Leyendo en qué se gastaron la comisión millonaria los empresarios que hicieron negocio con la pandemia en el Ayuntamiento de Madrid, me he dado cuenta de que no tengo madera de rica.
Con los seis millones de euros que, según la querella de la Fiscalía Anticorrupción, se llevaron Luis Medina y Alberto Luceño por conseguir mascarillas, guantes y test para la ciudad procedentes de una empresa malaya, se compraron un yate, tres relojes Rolex, una vivienda y varios vehículos de alta gama entre los que había un Ferrari, un Lamborghini, un Aston Martin y varios Mercedes.
La única inversión que veo razonable en lo que parece una carta a los Reyes Magos es la vivienda. Cuando hago cada semana la Primitiva y fantaseo con que me tocan unos millones, siempre pienso en mudarme a una casa mayor, tampoco demasiado, pensando en que luego me tocaría limpiar más. Porque así somos los de la clase media, que cuando imaginamos nuestra vida más acomodada, no soñamos con que tendremos personal de servicio.
Pero en mi lista de deseos nunca aparecen yates, ni relojes de marca, ni coches de alta gama. Como mucho, ese Audi o Tesla con el que uno se limita a soñar, porque a algunos nos suele parecer obsceno gastarnos en un coche lo mismo que nos costaría una casa en la España vaciada.
Esta que os escribe se gastaría la comisión en pagar los recibos del gas y la electricidad, la letra del coche y los impuestos. En viajar a destajo sin rastrear vuelos low cost ni hacer búsquedas en Booking filtrando por los hoteles más baratos. En elegir el menú de los restaurantes guiándome para mi apetito y no por mi cartera. En visitar periódicamente al fisio para mantener a raya mis contracturas y por ‘chapa y pintura’ por placer y para reconocerme en el espejo.
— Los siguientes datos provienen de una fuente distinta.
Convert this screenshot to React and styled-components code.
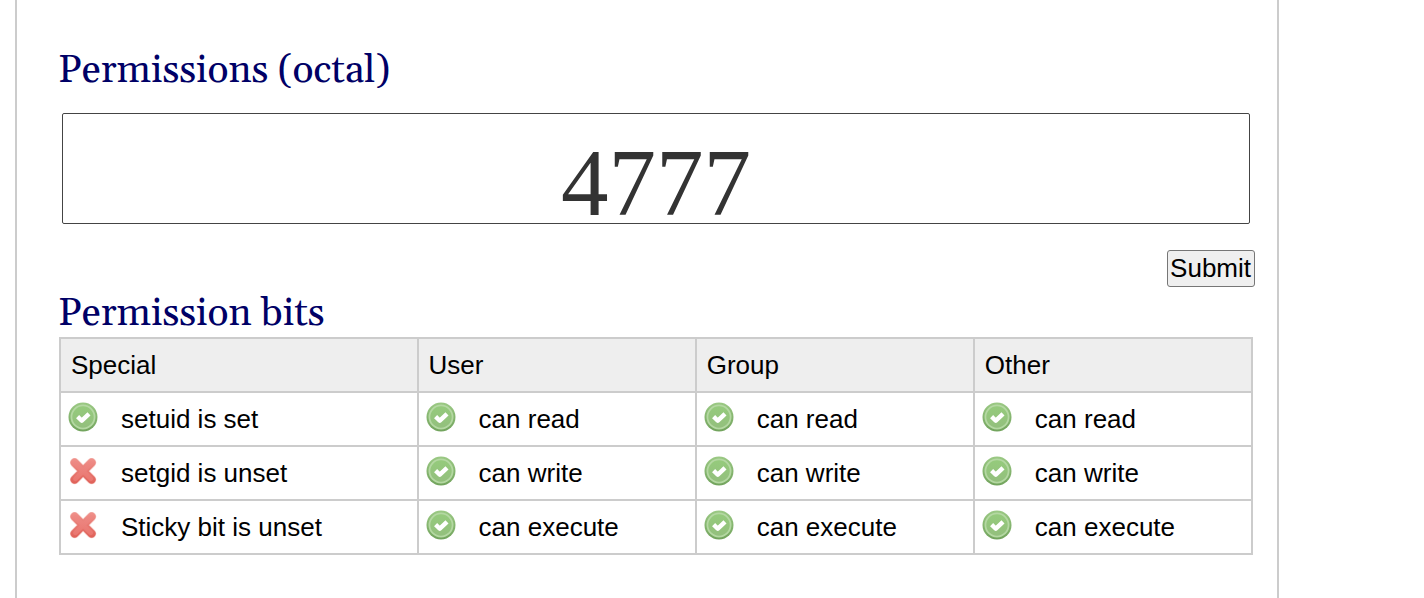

En vestir ropa buena, de esa que te sienta como un guante y dura más de una temporada. En llenar la cesta de la compra con productos saludables sin mirar el precio. En suscribirme a todos los periódicos y plataformas de streaming. En ir al cine aunque no sea el día del espectador, sentarme en la mejor butaca para ver los últimos musicales y no perderme ni un concierto, aunque con lo que cuesta una entrada se pudiera pagar una pensión no contributiva. Incluso en compartir mi buena suerte con aquellos que son más desafortunados. Y, sobre todo, en dejar de trabajar o hacer cualquier cosa solo por obligación. En definitiva, en disfrutar realmente de los pequeños placeres de la vida.
Ahora que lo pienso, para ser comisionista y enriquecerte de forma fraudulenta en una situación tan crítica como la de la pandemia hay que valer. Como mínimo resulta imprescindible carecer de escrúpulos, y yo de eso, para bien o para mal, ando sobrada.